— START OF COLLECTED DATA —

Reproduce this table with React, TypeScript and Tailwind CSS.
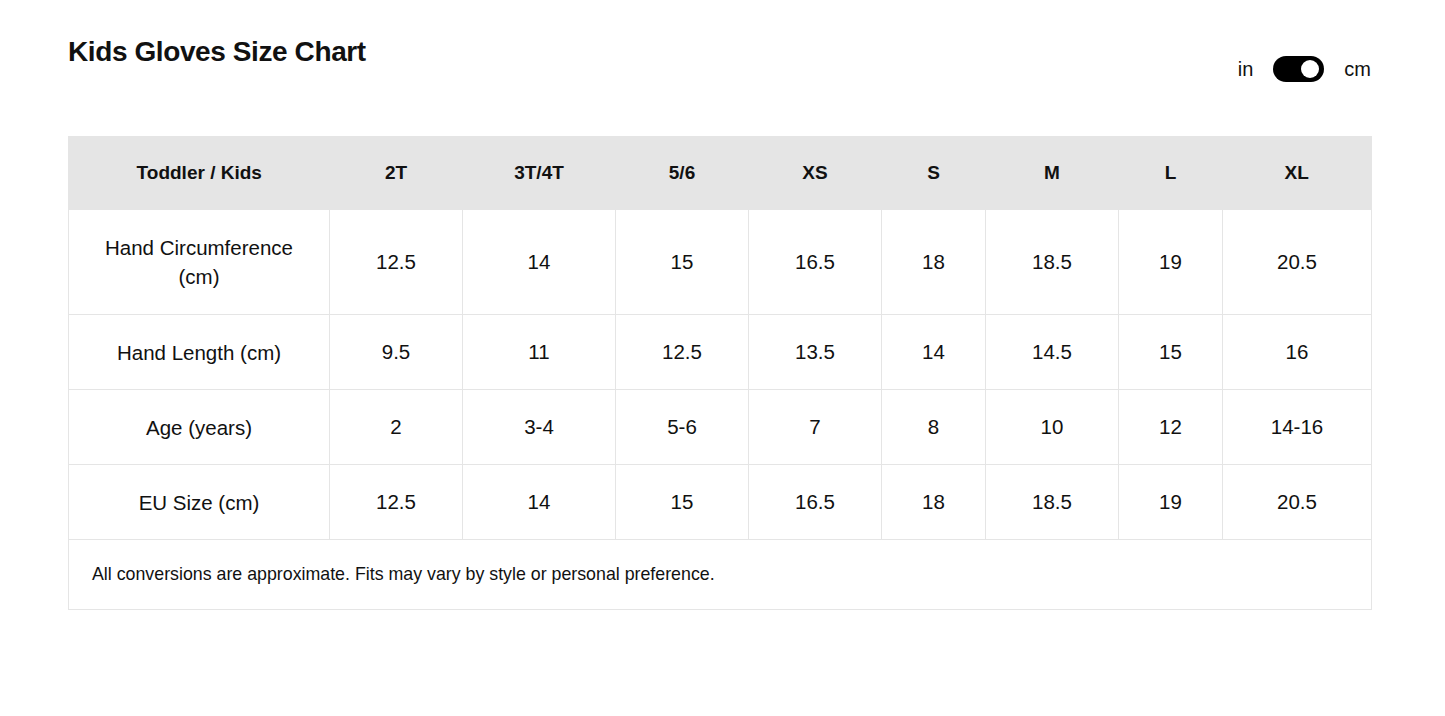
import React from 'react';

const sizes = ['2T', '3T/4T', '5/6', 'XS', 'S', 'M', 'L', 'XL'];
const colWidths = ['w-[261px]', 'w-[133px]', 'w-[153px]', 'w-[133px]', 'w-[133px]', 'w-[104px]', 'w-[133px]', 'w-[104px]', 'w-[149px]'];

const rows: { label: React.ReactNode; values: string[]; tall?: boolean }[] = [
  {
    label: (
      <>
        Hand Circumference
        <br />
        (cm)
      </>
    ),
    values: ['12.5', '14', '15', '16.5', '18', '18.5', '19', '20.5'],
    tall: true,
  },
  { label: 'Hand Length (cm)', values: ['9.5', '11', '12.5', '13.5', '14', '14.5', '15', '16'] },
  { label: 'Age (years)', values: ['2', '3-4', '5-6', '7', '8', '10', '12', '14-16'] },
  { label: 'EU Size (cm)', values: ['12.5', '14', '15', '16.5', '18', '18.5', '19', '20.5'] },
];

function UnitToggle() {
  return (
    <div className="flex items-center gap-[20px] text-[20px] text-[#111]">
      <span>in</span>
      <button className="relative h-[26px] w-[51px] rounded-full bg-black">
        <span className="absolute right-[5px] top-[4px] h-[18px] w-[18px] rounded-full bg-white" />
      </button>
      <span>cm</span>
    </div>
  );
}

export default function App() {
  return (
    <div className="min-h-[716px] bg-white px-[68px] pt-[35px] font-['Liberation_Sans',Arial,sans-serif] text-[#111]">
      <div className="flex w-[1303px] items-start justify-between">
        <h1 className="text-[28px] font-bold leading-[34px] tracking-[-0.4px]">Kids Gloves Size Chart</h1>
        <div className="mt-[19px]">
          <UnitToggle />
        </div>
      </div>

      <table className="mt-[52px] w-[1303px] table-fixed border-collapse border border-[#e5e5e5] text-[20.5px]">
        <colgroup>
          {colWidths.map((w, i) => (
            <col key={i} className={w} />
          ))}
        </colgroup>
        <thead>
          <tr className="h-[73px] bg-[#e5e5e5]">
            <th className="text-[19px] font-bold">Toddler / Kids</th>
            {sizes.map((s) => (
              <th key={s} className="text-[19px] font-bold">
                {s}
              </th>
            ))}
          </tr>
        </thead>
        <tbody>
          {rows.map((r, i) => (
            <tr key={i} className={r.tall ? 'h-[105px]' : 'h-[75px]'}>
              <td className="border border-[#e5e5e5] text-center leading-[29px]">{r.label}</td>
              {r.values.map((v, j) => (
                <td key={j} className="border border-[#e5e5e5] text-center">
                  {v}
                </td>
              ))}
            </tr>
          ))}
          <tr className="h-[70px]">
            <td colSpan={9} className="border border-[#e5e5e5] px-[23px] text-[17.8px]">
              All conversions are approximate. Fits may vary by style or personal preference.
            </td>
          </tr>
        </tbody>
      </table>
    </div>
  );
}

— END OF COLLECTED DATA —

- **GIVEN REQUEST**
Provide solely the number of lines in the data that include the word "React".

- **REPLY**
3